Do you ever have that feeling that the things you rely on in life are crumbling down around you? That you have failed miserably at prioritizing what is truly important? That is my experience currently. And! My life is going really great! But my lifestyle is not sustainable.
I have had wild successes in my life recently. I have thrown myself into my current job, getting to work on some really cool projects and initiatives. I also got to go to TEDMED, which was a wild and crazy adventure I will never forget. With the help of many loved ones and friends I have raised $3000 dollars to go to Israel, with a huge fundraiser this summer upcoming to raise more. I am coaching my High School frisbee team and am succeeding at that- or at least investing lots of energy in it (which I love). I am flying to London in a week and a half which is beyond exciting. My relationship with John is going very well and we are on the same page and having a lot of fun together.
On the other hand! I feel I have let down my start-up and am not putting enough time into it, I am barely doing enough to support and love my immediate family, along with barely doing enough to satisfy my roomates around the house. I have definitely not been keeping up on this blog (for the first time this whole year! I have fallen behind this last month after doing it so religiously for 9 months!). And I am terrified because I still do not have a job to step into starting in July. I have not been in communication with or really taken the time to hang out with my close friends much. I have a seemingly insurmountable to-do list that I worry constantly misses some of the things I am responsible for. And I am not prioritizing my health lately either! And then- of course- what about God?
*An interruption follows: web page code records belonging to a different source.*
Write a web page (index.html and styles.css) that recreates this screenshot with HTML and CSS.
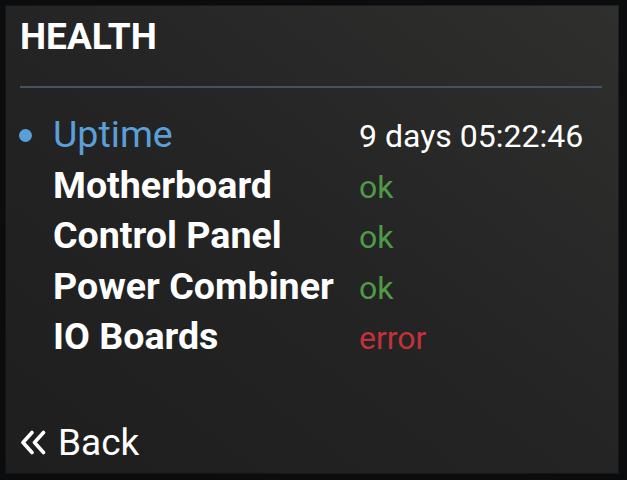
FILE: index.html
```html
<!DOCTYPE html>
<html lang="en">
<head>
  <meta charset="UTF-8" />
  <meta name="viewport" content="width=device-width, initial-scale=1.0" />
  <title>Health</title>
  <link rel="stylesheet" href="styles.css">
</head>
<body>
  <div class="screen">
    <h1 class="title">HEALTH</h1>
    <hr class="divider">

    <ul class="health-list">
      <li class="row active">
        <span class="bullet"></span>
        <span class="label">Uptime</span>
        <span class="value">9 days 05:22:46</span>
      </li>
      <li class="row">
        <span class="bullet"></span>
        <span class="label">Motherboard</span>
        <span class="value ok">ok</span>
      </li>
      <li class="row">
        <span class="bullet"></span>
        <span class="label">Control Panel</span>
        <span class="value ok">ok</span>
      </li>
      <li class="row">
        <span class="bullet"></span>
        <span class="label">Power Combiner</span>
        <span class="value ok">ok</span>
      </li>
      <li class="row">
        <span class="bullet"></span>
        <span class="label">IO Boards</span>
        <span class="value error">error</span>
      </li>
    </ul>

    <div class="back">
      <svg class="back-icon" width="27" height="25" viewBox="0 0 27 25">
        <path d="M12 2.5 L3 12.5 L12 22.5 M23.5 2.5 L14.5 12.5 L23.5 22.5" fill="none" stroke="#fff" stroke-width="3.6" stroke-linecap="round" stroke-linejoin="round"/>
      </svg>
      <span>Back</span>
    </div>
  </div>
</body>
</html>
```

FILE: styles.css
```css
:root {
  --frame: #0b0c0e;
  --text: #ffffff;
  --accent: #5b9fd9;
  --ok: #4f9a46;
  --error: #c3313a;
  --line: #435365;
}

* {
  box-sizing: border-box;
}

body {
  margin: 0;
  width: 627px;
  height: 480px;
  background: var(--frame);
  font-family: 'Roboto', 'Liberation Sans', sans-serif;
  color: var(--text);
  padding: 5px 8px 6px 5px;
  overflow: hidden;
}

.screen {
  height: 100%;
  display: flex;
  flex-direction: column;
  padding: 13px 17px 13px 15px;
  background: linear-gradient(to top right, #1e1e1e 0%, #242424 50%, #2f2f2e 100%);
  box-shadow: inset 0 0 0 1px rgba(0, 0, 0, 0.35);
}

.title {
  margin: 0;
  font-size: 37px;
  font-weight: 700;
  line-height: 38px;
}

.divider {
  margin: 30px 0 21px;
  border: none;
  height: 2px;
  background: var(--line);
}

.health-list {
  list-style: none;
  margin: 0;
  padding: 0;
}

.row {
  display: grid;
  grid-template-columns: 34px 305px auto;
  align-items: baseline;
  height: 50.5px;
  line-height: 50.5px;
}

.bullet {
  width: 13px;
  height: 13px;
  border-radius: 50%;
  align-self: center;
  visibility: hidden;
  margin-left: -1px;
}

.row.active .bullet {
  visibility: visible;
  background: var(--accent);
}

.label {
  font-size: 37.6px;
  font-weight: 700;
  margin-left: -1px;
}

.row.active .label {
  font-weight: 400;
  color: var(--accent);
}

.value {
  font-size: 32px;
}

.value.ok {
  color: var(--ok);
}

.value.error {
  color: var(--error);
}

.back {
  margin-top: auto;
  display: flex;
  align-items: center;
  gap: 11px;
  font-size: 37px;
  line-height: 1;
}

.back-icon {
  flex: none;
}
```
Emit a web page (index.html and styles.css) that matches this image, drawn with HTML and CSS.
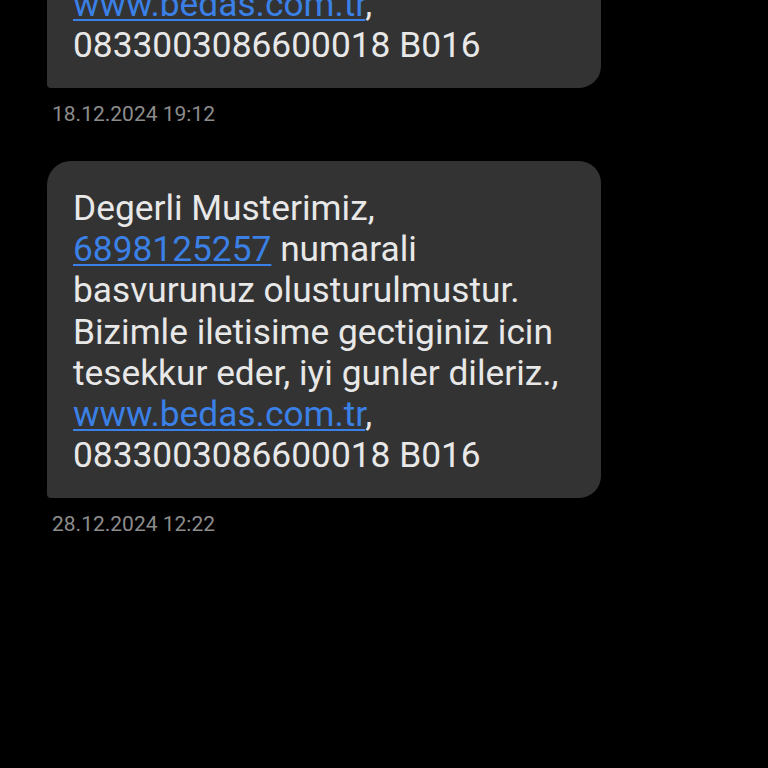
FILE: index.html
```html
<!DOCTYPE html>
<html lang="tr">
<head>
<meta charset="utf-8">
<link rel="stylesheet" href="styles.css">
</head>
<body>
<div class="thread">
  <div class="msg">
    <div class="bubble">Degerli Musterimiz,<br><a class="link" href="#">6898125257</a> numarali<br>basvurunuz olusturulmustur.<br>Bizimle iletisime gectiginiz icin<br>tesekkur eder, iyi gunler dileriz.,<br><a class="link" href="#">www.bedas.com.tr</a>,<br>0833003086600018 B016</div>
    <div class="time">18.12.2024 19:12</div>
  </div>
  <div class="msg">
    <div class="bubble">Degerli Musterimiz,<br><a class="link" href="#">6898125257</a> numarali<br>basvurunuz olusturulmustur.<br>Bizimle iletisime gectiginiz icin<br>tesekkur eder, iyi gunler dileriz.,<br><a class="link" href="#">www.bedas.com.tr</a>,<br>0833003086600018 B016</div>
    <div class="time">28.12.2024 12:22</div>
  </div>
</div>
</body>
</html>
```
FILE: styles.css
```css
html, body {
  margin: 0;
  padding: 0;
  background: #000;
  height: 100%;
  overflow: hidden;
}
body {
  font-family: Roboto, "Noto Sans", sans-serif;
}
.thread {
  display: flex;
  flex-direction: column;
  gap: 35px;
  margin-top: -249px;
  padding-left: 47px;
}
.msg {
  display: flex;
  flex-direction: column;
  gap: 14px;
}
.bubble {
  width: 554px;
  box-sizing: border-box;
  background: #333333;
  color: #e8e8e8;
  font-size: 35.3px;
  line-height: 41.2px;
  padding: 27px 20px 20px 26px;
  border-radius: 24px 22px 22px 4px;
  height: 337px;
}
.link {
  color: #3a80e6;
  text-decoration: underline;
  text-decoration-thickness: 2px;
  text-underline-offset: 3px;
}
.time {
  color: #8c8c8c;
  font-size: 21px;
  line-height: 24px;
  padding-left: 5px;
}
```
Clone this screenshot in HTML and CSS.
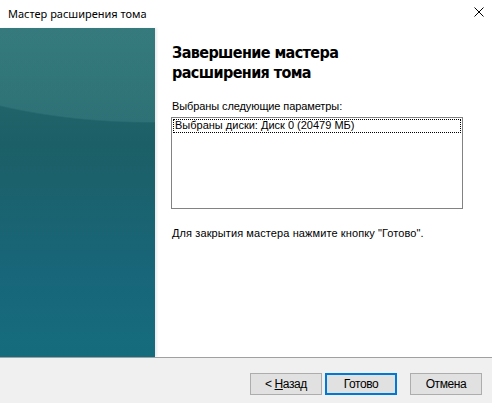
FILE: index.html
```html
<!DOCTYPE html>
<html lang="ru">
<head>
    <meta charset="UTF-8">
    <title>Мастер расширения тома</title>
    <link rel="stylesheet" href="styles.css">
</head>
<body>

<div class="wizard">
    <div class="titlebar">
        <span class="title">Мастер расширения тома</span>
        <svg class="close" width="10" height="10" viewBox="0 0 10 10">
            <path d="M0.5 0.5 L9.5 9.5 M9.5 0.5 L0.5 9.5" stroke="#000" stroke-width="1" fill="none"/>
        </svg>
    </div>

    <div class="main">
        <div class="side"></div>
        <div class="content">
            <h1 class="heading">Завершение мастера<br>расширения тома</h1>
            <p class="label">Выбраны следующие параметры:</p>
            <div class="listbox">
                <div class="item">Выбраны диски: Диск 0 (20479 МБ)</div>
            </div>
            <p class="hint">Для закрытия мастера нажмите кнопку "Готово".</p>
        </div>
    </div>

    <div class="footer">
        <button class="btn back">&lt; <u>Н</u>азад</button>
        <button class="btn default">Готово</button>
        <button class="btn cancel">Отмена</button>
    </div>
</div>

</body>
</html>
```

FILE: styles.css
```css
body {
    margin: 0;
    background-color: #ffffff;
    font-family: "Liberation Sans", Arial, sans-serif;
}
.wizard {
    width: 492px;
    height: 403px;
    display: flex;
    flex-direction: column;
    overflow: hidden;
}
.titlebar {
    height: 28px;
    display: flex;
    align-items: center;
    justify-content: space-between;
    padding: 0 8px 0 8px;
    flex-shrink: 0;
}
.title {
    font-family: "Noto Sans", "Open Sans", sans-serif;
    font-size: 11px;
    color: #000;
    margin-top: -2px;
}
.close {
    margin-top: -4px;
}
.main {
    display: flex;
    height: 329px;
    flex-shrink: 0;
}
.side {
    width: 155px;
    flex-shrink: 0;
    background:
        radial-gradient(ellipse 330px 150px at 150px -55px, rgba(80, 150, 150, 0.3) 0, rgba(80, 150, 150, 0.3) 99%, rgba(80, 150, 150, 0) 100%),
        linear-gradient(180deg, #2a6e72 0%, #1c5f66 35%, #18667a 75%, #156c7c 100%);
    box-shadow: 2px 0 2px rgba(0, 0, 0, 0.08);
}
.content {
    padding: 15px 0 0 17px;
    flex: 1;
}
.heading {
    font-family: "DejaVu Sans Condensed", "DejaVu Sans", Verdana, sans-serif;
    font-stretch: condensed;
    font-weight: bold;
    font-size: 16px;
    letter-spacing: -0.6px;
    line-height: 20px;
    margin: 0 0 17px 0;
    color: #000;
}
.label {
    font-size: 11px;
    letter-spacing: -0.1px;
    margin: 0 0 5px 0;
    color: #000;
}
.listbox {
    width: 288px;
    height: 88px;
    border: 1px solid #828282;
    margin-left: -1px;
    padding: 1px;
}
.item {
    font-size: 11px;
    line-height: 11px;
    padding: 0 0 1px 1px;
    border: 1px dotted #000;
    color: #000;
}
.hint {
    font-size: 11px;
    letter-spacing: 0.1px;
    margin: 18px 0 0 0;
    color: #000;
}
.footer {
    flex: 1;
    background-color: #f0f0f0;
    border-top: 1px solid #a0a0a0;
    display: flex;
    align-items: flex-start;
    padding: 15px 0 0 250px;
}
.btn {
    width: 72px;
    height: 22px;
    font-family: "Liberation Sans", Arial, sans-serif;
    font-size: 12px;
    letter-spacing: -0.4px;
    background-color: #e1e1e1;
    border: 1px solid #adadad;
    padding: 0;
    color: #000;
}
.btn.default {
    margin-left: 3px;
    border: 2px solid #0078d7;
}
.btn.cancel {
    margin-left: 13px;
}
```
I met with a female business leader I admire greatly who shared this thought with me: "Do not strive for a balanced life. Strive for an integrated life." I loved that message, because I don't see balance as something even remotely possible. But integrated, maybe. How do I integrate prioritizing what is important- daily responsibilities, love for others, love for God- while striving for all of my big plans? Ambitions? How do I transition my feelings of being overwhelmed into dancing through life with a sense of ease, accomplishment and unity with the divine?
And I have nothing to complain about- really. Life is going really well for all outward appearances. I am just not following through on all I have committed to. I am not managing my time or money effectively. And I am realizing that when I do not feel on top of the multitude of things I am looking to prioritize I experience being disenchanted.
So that is where I am right now- and my experience. My eyes are open and watching to Miracles, and I am curious about what God has in store for me and is looking to teach me right now in my life.